Center for the Study of Language and Society (CSLS)

Guest Lectures
CSLS Ringvorlesung "Multilingual Practices in the Digital World"

Lire et écrire les "Chroniques de cités" : une étude sur les pratiques mutlilingues et les dynamiques translocales dans les réseaux numériques

Wednesday, 2024/05/15, 16:15


Lecture in French (with English translation)

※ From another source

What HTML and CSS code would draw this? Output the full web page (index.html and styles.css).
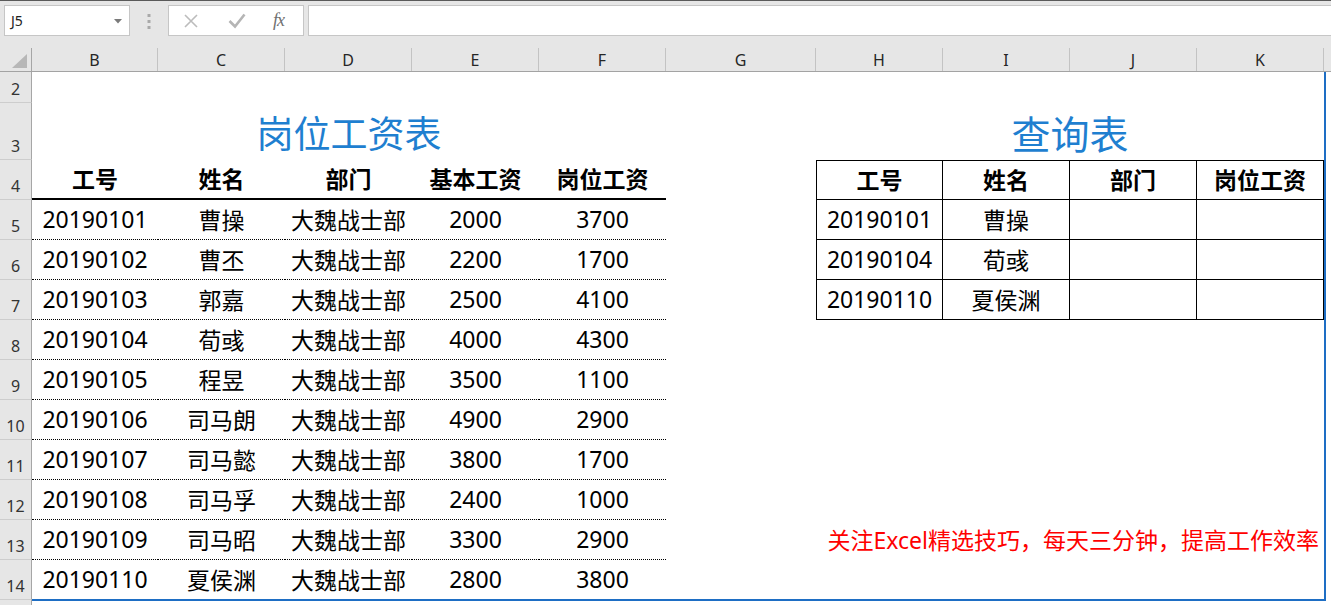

Event organizer: Center for the Study of Language and Society
Speaker: Violaine Bigot
Date: 2024/05/15
Time: 16:15 - 17:45
Locality: F021
Hörraumgebäude Unitobler
Lerchenweg 36
3012 Bern
Registration: via ksl
Characteristics: not open to the public
free of charge

English title:
Reading and writing "Chroniques de cités" : a study on mutlilingual practicies and translocal dynamics in digital networks

Violaine BIGOT is Professor of Linguistics at the Laboratory of Linguistics and Didactics of Mother Tongues (Lidilem) at the University of Grenoble (UGA) in France. She works on language socialisation in plurilingual contexts, and in particular, with Nadja Maillard, on online re-creative literacy practices.

Abstract

"Chroniques" are serial stories published on the internet (facebook, wattpad...) written by young girls from diverse backgrounds origins, most often from post-colonial migrant backgrounds. Most of these stories describe daily life in multilingual and multicultural suburbian districts (« Les cités »). These stories blur a number of boundaries: those separating fact and fiction, authors and readers, digital and 'IRL' identities, the country (or countries) of origin that nurture family cultures and everyday life among peers in multicultural cities.

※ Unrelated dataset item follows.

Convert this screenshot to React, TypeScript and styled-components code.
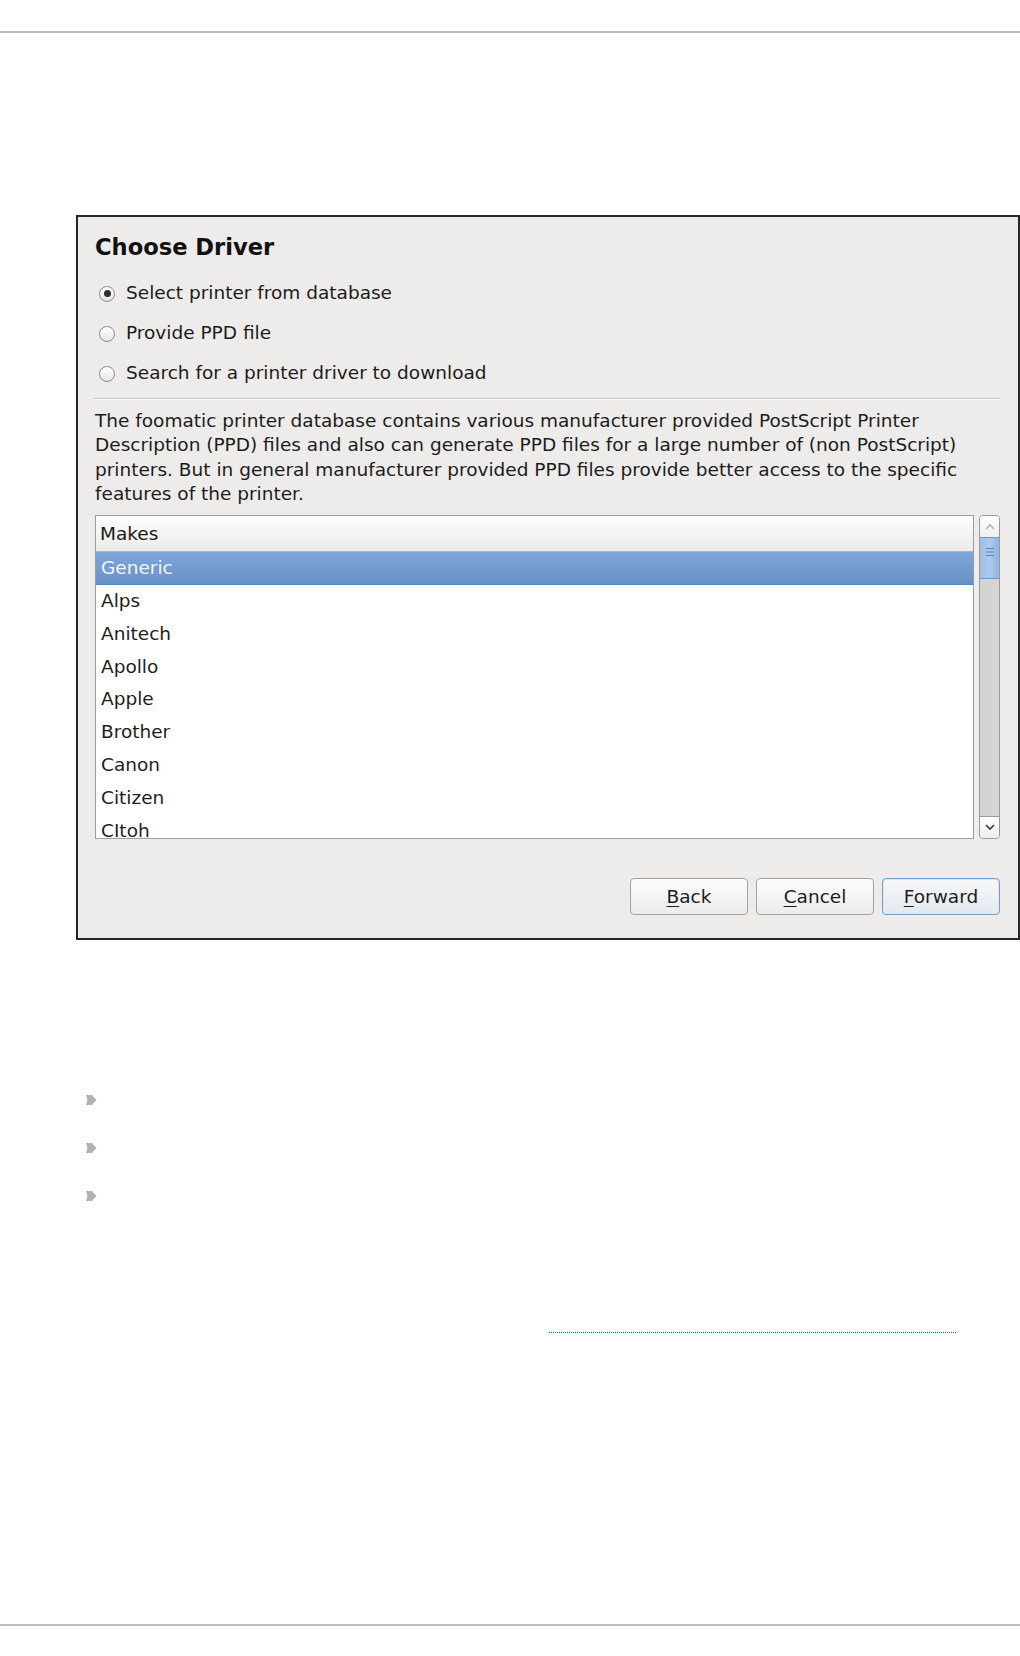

Our research (conducted with N. Maillard - De la Corte Gomez) examines the role of translanguaging practices in these border 'crossings'. It describes the richness of the language repertoires of these Internet users and their ability to mobilise it to reflect their own diversity and the diversity of their environment. They show how these interactions in multilingual communities contribute to the development of the plurilingual repertoire and hence the agentivity of the participants.